Teenagers aren't so eager to grow up as they used to be:
…teenagers are increasingly delaying activities that had long been seen as rites of passage into adulthood. The study, published Tuesday in the journal Child Development, found that the percentage of adolescents in the U.S. who have a driver’s license, who have tried alcohol, who date, and who work for pay has plummeted since 1976, with the most precipitous decreases in the past decade.

The declines appeared across race, geographic, and socioeconomic lines, and in rural, urban, and suburban areas.

…Between 1976 and 1979, 86 percent of high school seniors had gone on a date; between 2010 and 2015 only 63 percent had, the study found. During the same period, the portion who had ever earned money from working plunged from 76 to 55 percent. And the portion who had tried alcohol plummeted from 93 percent between 1976 and 1979 to 67 percent between 2010 and 2016.

Teens have also reported a steady decline in sexual activity in recent decades, as the portion of high school students who have had sex fell from 54 percent in 1991 to 41 percent in 2015, according to Centers for Disease Control statistics.
Thoughts about the underlying cause?

We joke at my house that our kids want to hang around and do nothing because we have made home too pleasant for them; we say, "If only we'd beaten them more, they'd want to get jobs and leave." But seriously, have video games, movies on demand, the internet and friendly parenting made it more fun to just be 16 without worrying about rushing into adulthood? Is watching Bojack Horseman while you post on Facebook more fun than driving to a vacant lot to drink beer?

How big a part does anxiety play? The percentage of teenagers who report serious anxiety has (depending on who you ask) doubled or tripled or quintupled. Is anxiety keeping them from going on dates or getting jobs? If so, is that related to gentle parenting and the joys of cocooning at home, or is it caused by something else?
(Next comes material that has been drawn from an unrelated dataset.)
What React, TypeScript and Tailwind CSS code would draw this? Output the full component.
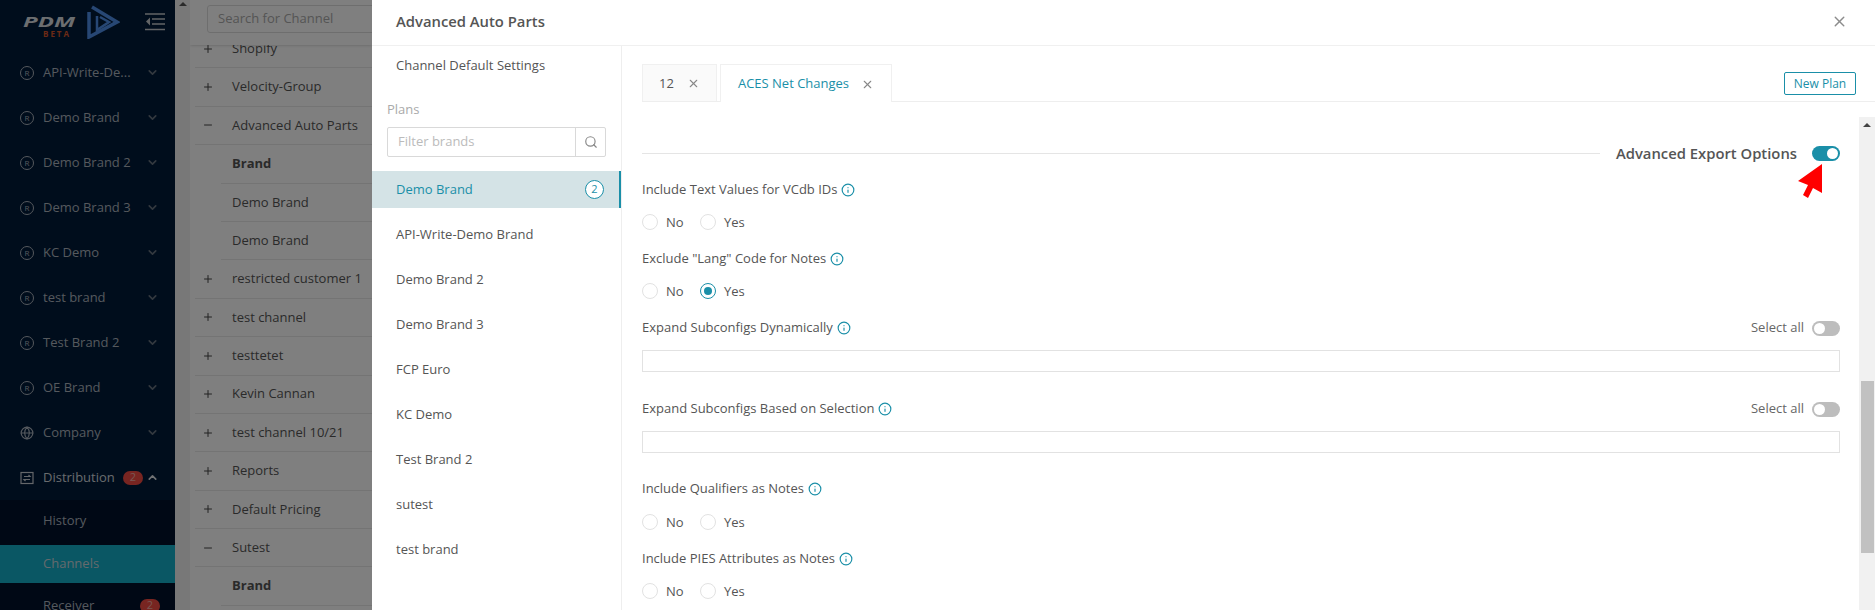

Why don't teenagers want jobs? Could it be because they already feel rich enough? I mean, if you have a smart phone and a computer with a broadband hookup, what else do you need? And if this is true, does it mean there is something wrong with the economic statistics that say the median household is no better off than a generation ago?

1 comment:

  1. I think friendly parenting, anxiety, material contentment--they all play a role.

    Perhaps one thing to do is keep in mind that our tough ancestors who repressed their anxiety and got things done did so not because they were better than us, but because they largely had no choice.